Testing an Outlet with a Multimeter
Outlets fail silently. A dead outlet might mean a tripped breaker, a burned connection, or a wire that worked loose behind the wall. Before you replace anything or call anyone, you need to know what you're dealing with. Testing an outlet with a multimeter gives you that answer in thirty seconds. You'll know if power is reaching the outlet, if the voltage is correct, and whether the ground connection is solid. It's the difference between guessing and knowing, and it's simpler than you think.
- Set the dial right first. Turn the dial to the AC voltage setting, marked with a V and a wavy line symbol. Choose a range above 120V — most multimeters have a 200V or 600V setting.
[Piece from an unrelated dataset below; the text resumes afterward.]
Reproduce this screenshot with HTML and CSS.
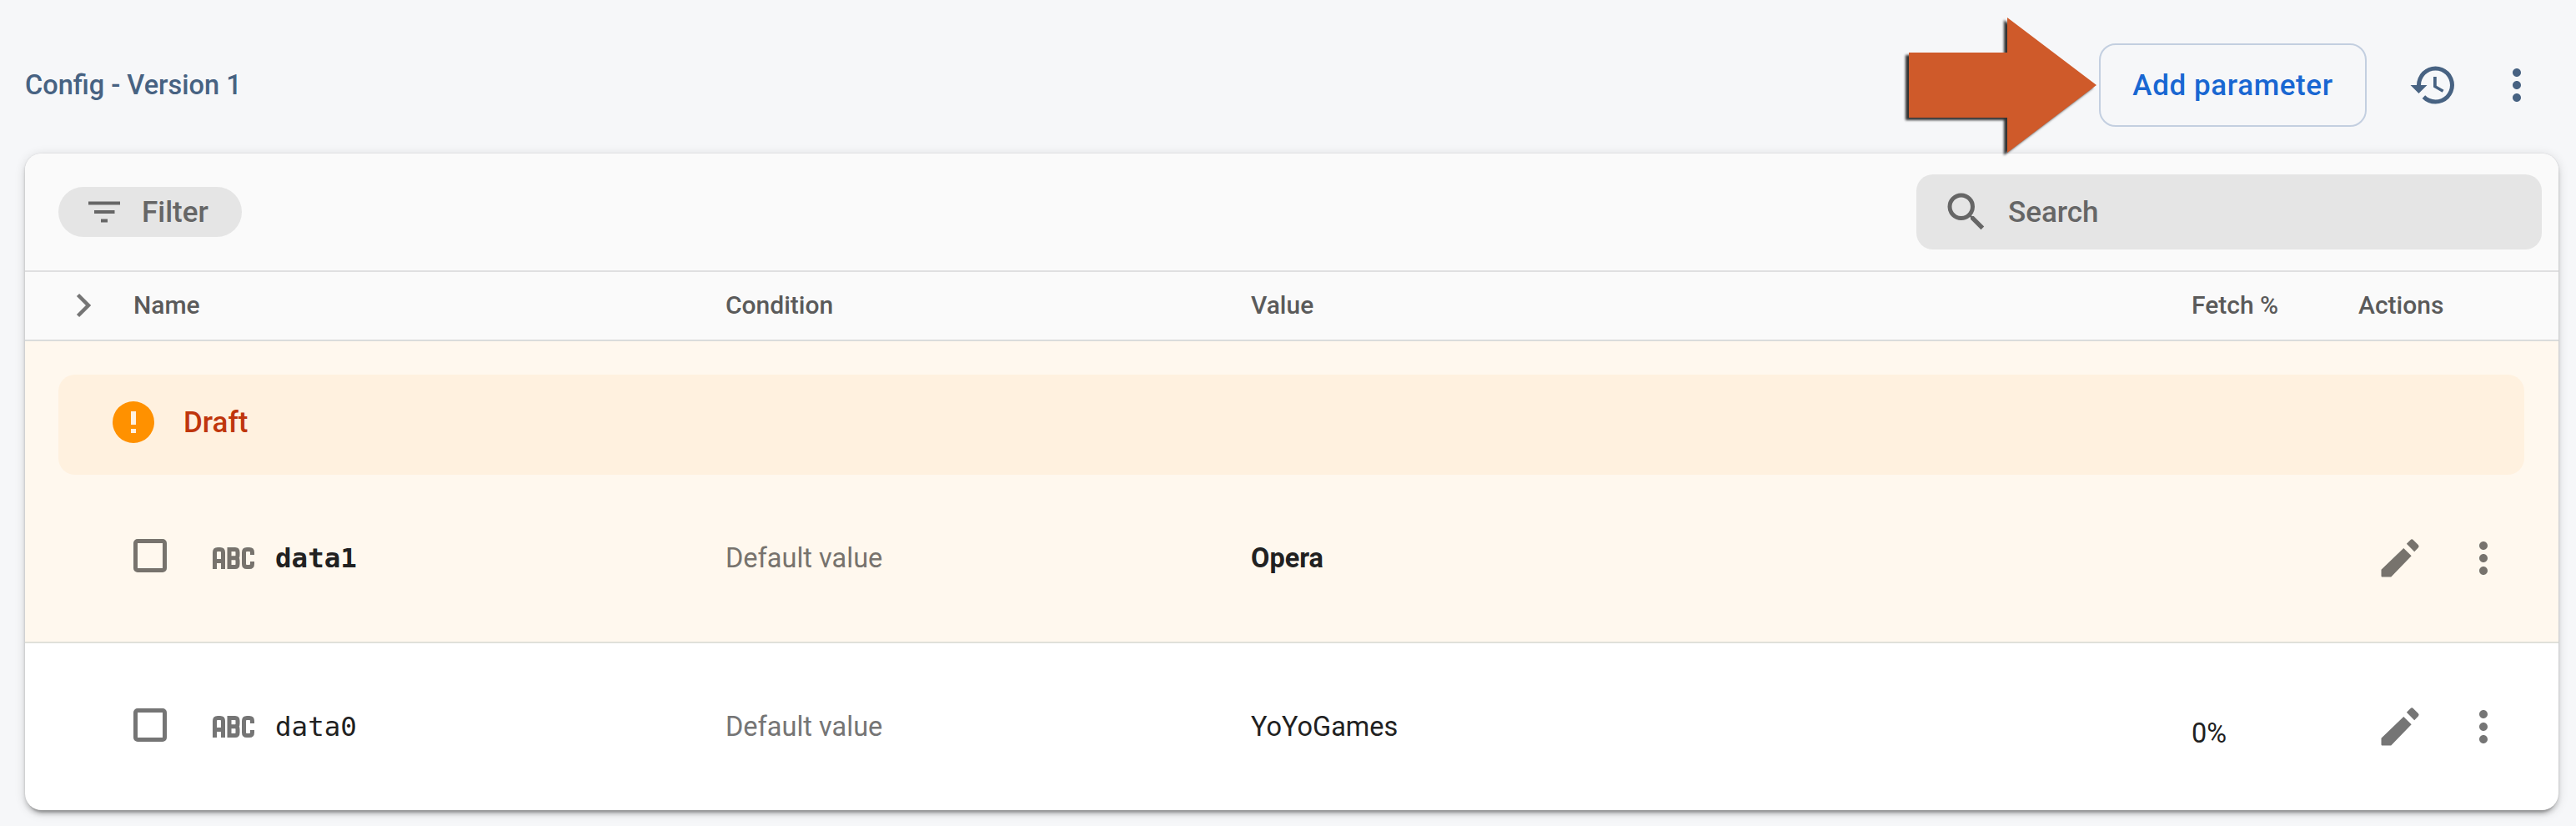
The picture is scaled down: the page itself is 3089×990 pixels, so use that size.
FILE: index.html
```html
<!DOCTYPE html>
<html lang="en">
<head>
<meta charset="utf-8">
<title>Config - Version 1</title>
<link rel="stylesheet" href="styles.css">
</head>
<body>
<svg class="defs" aria-hidden="true">
  <symbol id="more" viewBox="0 0 24 24"><path d="M12 8c1.1 0 2-.9 2-2s-.9-2-2-2-2 .9-2 2 .9 2 2 2zm0 2c-1.1 0-2 .9-2 2s.9 2 2 2 2-.9 2-2-.9-2-2-2zm0 6c-1.1 0-2 .9-2 2s.9 2 2 2 2-.9 2-2-.9-2-2-2z"/></symbol>
  <symbol id="edit" viewBox="0 0 24 24"><path d="M3 17.46v3.04c0 .28.22.5.5.5h4.2L17.46 10.9l-3.75-3.75L3 17.46zM20.71 7.04a.996.996 0 0 0 0-1.41l-2.34-2.34a.996.996 0 0 0-1.41 0l-1.83 1.83 3.75 3.75 1.83-1.83z"/></symbol>
  <symbol id="abc" viewBox="0 0 50 26"><g fill="none" stroke="currentColor" stroke-width="5"><path d="M2.5 26V6Q2.500 2.500 6 2.500H9Q12.500 2.500 12.500 6V26M2.500 16.500H12.500"/><path d="M20 2.500V23.500M17.500 2.500H27Q30 2.500 30 6V9.500Q30 12.800 27 12.800H20M27 12.800Q30 12.800 30 16V20Q30 23.500 27 23.500H17.500"/><path d="M47.500 9V6Q47.500 2.500 44 2.500H41Q37.500 2.500 37.500 6V20Q37.500 23.500 41 23.500H44Q47.500 23.500 47.500 20V17"/></g></symbol>
</svg>
<header class="topbar">
  <h1 class="title">Config - Version 1</h1>
  <button class="add">Add parameter
    <svg class="arrow" viewBox="0 0 240 180"><path d="M9 52H127V10L234 91L127 172V130H9Z"/></svg>
  </button>
  <svg class="icon history" viewBox="0 0 24 24"><path d="M13 3a9 9 0 0 0-9 9H1l3.890 3.890.070.140L9 12H6c0-3.870 3.130-7 7-7s7 3.130 7 7-3.130 7-7 7c-1.930 0-3.680-.790-4.940-2.060l-1.420 1.420A8.954 8.954 0 0 0 13 21a9 9 0 0 0 0-18zm-1 5v5l4.280 2.540.720-1.210-3.500-2.080V8H12z"/></svg>
  <svg class="icon"><use href="#more"/></svg>
</header>
<main class="card">
  <div class="toolbar">
    <button class="filter"><svg class="filter-icon" viewBox="0 0 38 26"><path d="M0 .5h38v4H0zM7 11h24.500v4H7zM15 21.500h8v4h-8z"/></svg><span class="label">Filter</span></button>
    <div class="search"><svg class="icon" viewBox="0 0 24 24"><path d="M15.500 14h-.790l-.280-.270A6.471 6.471 0 0 0 16 9.500 6.500 6.500 0 1 0 9.500 16c1.610 0 3.090-.590 4.230-1.570l.270.280v.790l5 4.990L20.490 19l-4.990-5zm-6 0C7.010 14 5 11.990 5 9.500S7.010 5 9.500 5 14 7.010 14 9.500 11.990 14 9.500 14z"/></svg><span class="label">Search</span></div>
  </div>
  <div class="row head">
    <svg class="chevron" viewBox="0 0 20 30"><path d="M2.500 2.500L15 15L2.500 27.500"/></svg>
    <span>Name</span><span>Condition</span><span>Value</span><span>Fetch %</span><span>Actions</span>
  </div>
  <section class="draft">
    <div class="banner"><svg class="icon alert" viewBox="0 0 24 24"><path d="M12 2a10 10 0 1 0 0 20 10 10 0 0 0 0-20zm1.200 15.200h-2.400v-2h2.400v2zm0-4h-2.400V6.800h2.400v6.400z"/></svg><span class="label">Draft</span></div>
    <div class="row item changed">
      <span></span>
      <span class="name"><i class="box"></i><svg class="abc"><use href="#abc"/></svg><code>data1</code></span>
      <span class="muted">Default value</span><span class="value">Opera</span><span></span>
      <span class="actions"><svg class="icon"><use href="#edit"/></svg><svg class="icon"><use href="#more"/></svg></span>
    </div>
  </section>
  <div class="row item">
    <span></span>
    <span class="name"><i class="box"></i><svg class="abc"><use href="#abc"/></svg><code>data0</code></span>
    <span class="muted">Default value</span><span class="value">YoYoGames</span><span class="fetch">0%</span>
    <span class="actions"><svg class="icon"><use href="#edit"/></svg><svg class="icon"><use href="#more"/></svg></span>
  </div>
</main>
</body>
</html>
```
FILE: styles.css
```css
* { box-sizing: border-box; }
body {
  margin: 0;
  height: 990px;
  overflow: hidden;
  background: #f6f7f9;
  color: #212121;
  font: 400 32.5px/50px Roboto, sans-serif;
}
.defs { position: absolute; width: 0; height: 0; }
button { font: inherit; border: 0; background: none; margin: 0; }
.icon { width: 60px; height: 60px; fill: currentColor; flex: none; display: block; }

.topbar {
  display: flex;
  align-items: center;
  height: 184px;
  padding: 20px 41px 0 30px;
  color: #476282;
}
.title { flex: 1; margin: 0; font-size: 32.5px; font-weight: 500; }
.add {
  position: relative;
  width: 321px;
  height: 100px;
  padding: 1px 0 0;
  margin-right: 50px;
  border: 2px solid #c3cfe0;
  border-radius: 20px;
  color: #1967d2;
  font-size: 35px;
  font-weight: 500;
  letter-spacing: .6px;
  white-space: nowrap;
}
.arrow {
  position: absolute;
  left: -239px;
  top: -43px;
  width: 240px;
  height: 180px;
  overflow: visible;
  fill: #cf5a2a;
  filter: drop-shadow(-4px 3px 1.5px rgba(0, 0, 0, .8));
}
.history { margin-right: 40px; }

.card {
  width: 3038px;
  height: 787px;
  margin-left: 30px;
  overflow: hidden;
  border-radius: 20px;
  background: #fff;
  box-shadow: 0 7.5px 2.5px -5px rgba(0,0,0,.2), 0 5px 5px rgba(0,0,0,.14), 0 2.5px 12.5px rgba(0,0,0,.14), 0 0 2px rgba(0,0,0,.12);
}
.toolbar {
  display: flex;
  align-items: center;
  justify-content: space-between;
  height: 142px;
  padding: 0 20px 0 40px;
  border-bottom: 2px solid #dfdfe0;
  background: #fafafa;
  color: #666;
  font-size: 35px;
  font-weight: 500;
}
.filter {
  display: flex;
  align-items: center;
  width: 220px;
  height: 60px;
  padding: 0 0 0 36px;
  gap: 26px;
  border-radius: 30px;
  background: #e5e5e5;
  color: #666;
}
.filter-icon { width: 38px; height: 26px; fill: #666; }
.search {
  display: flex;
  align-items: center;
  width: 750px;
  height: 90px;
  padding-left: 30px;
  gap: 20px;
  border-radius: 20px;
  background: #e5e5e5;
}
.row {
  display: grid;
  grid-template-columns: 130px 710px 630px 1128px 200px 240px;
  align-items: center;
}
.head {
  height: 83px;
  padding-bottom: 2px;
  border-bottom: 2px solid #dadcdc;
  background: #fafafa;
  color: #5a5a5a;
  font-size: 30px;
  font-weight: 500;
}
.chevron { width: 20px; height: 30px; margin-left: 61px; fill: none; stroke: #757575; stroke-width: 4.500; }
.draft { height: 362px; padding-top: 40px; border-bottom: 2px solid #e0e0da; background: #fff8ee; }
.banner {
  display: flex;
  align-items: center;
  height: 120px;
  margin: 0 41px 0 40px;
  padding: 0 0 6px 60px;
  gap: 30px;
  border-radius: 20px;
  background: #fff1df;
  color: #bf360c;
  font-size: 35px;
  font-weight: 500;
}
.label { padding-top: 2px; }
.alert { fill: #ff9100; }
.item { height: 200px; }
.name { display: flex; align-items: center; }
.box { width: 40px; height: 40px; margin: 0 55px 4px 0; border: 5px solid #757575; border-radius: 5px; }
.abc { width: 50px; height: 26px; margin-right: 25px; color: #757575; }
code { font: 400 32.5px/50px "DejaVu Sans Mono", monospace; }
.changed code, .changed .value { font-weight: 700; }
.muted { color: #757575; }
.fetch { padding-top: 16px; }
.actions { display: flex; gap: 40px; margin-left: 20px; color: #757575; }
.changed .icon, .changed .abc { color: #77736d; }
.changed .box { margin-bottom: 6px; border-color: #77736d; }
.changed .muted { color: #77736d; }
```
If your meter has an auto-ranging function, it will adjust automatically. Insert the black probe into the COM port and the red probe into the voltage port, usually marked VΩ.
- Read the voltage baseline. Insert the black probe into the right slot and the red probe into the left slot. The meter should read between 110 and 120 volts. If it reads zero, the outlet is dead. If it reads significantly higher or lower, you have a voltage problem that needs immediate attention.
- Verify the ground path. Leave the red probe in the left hot slot and move the black probe to the round ground hole at the bottom. You should see the same 110-120V reading. If the reading drops significantly or shows zero, your ground connection is faulty or missing.
- Test the second outlet too. Repeat the hot-to-neutral and hot-to-ground tests on the second outlet. It's common for one outlet to work while the other doesn't, especially if a wire has come loose from one side of the receptacle. Test both to know what you're dealing with.
- Load-test for hidden problems. If you're getting inconsistent readings or the voltage seems low, plug in a lamp or small appliance and test again with the device turned on. A loose neutral will often show full voltage on an unloaded test but drop dramatically under load.
- Map the circuit failure. Test the outlets on either side of a dead one using the same method. Dead outlets often travel in groups because they share the same circuit or a connection in a junction box. Knowing which outlets are dead tells you where to look for the problem.
- Record every result. Write down which outlets tested good, which were dead, and what the voltage readings were. Note whether the ground tested properly on each one. This information is valuable whether you're fixing it yourself or explaining the problem to an electrician.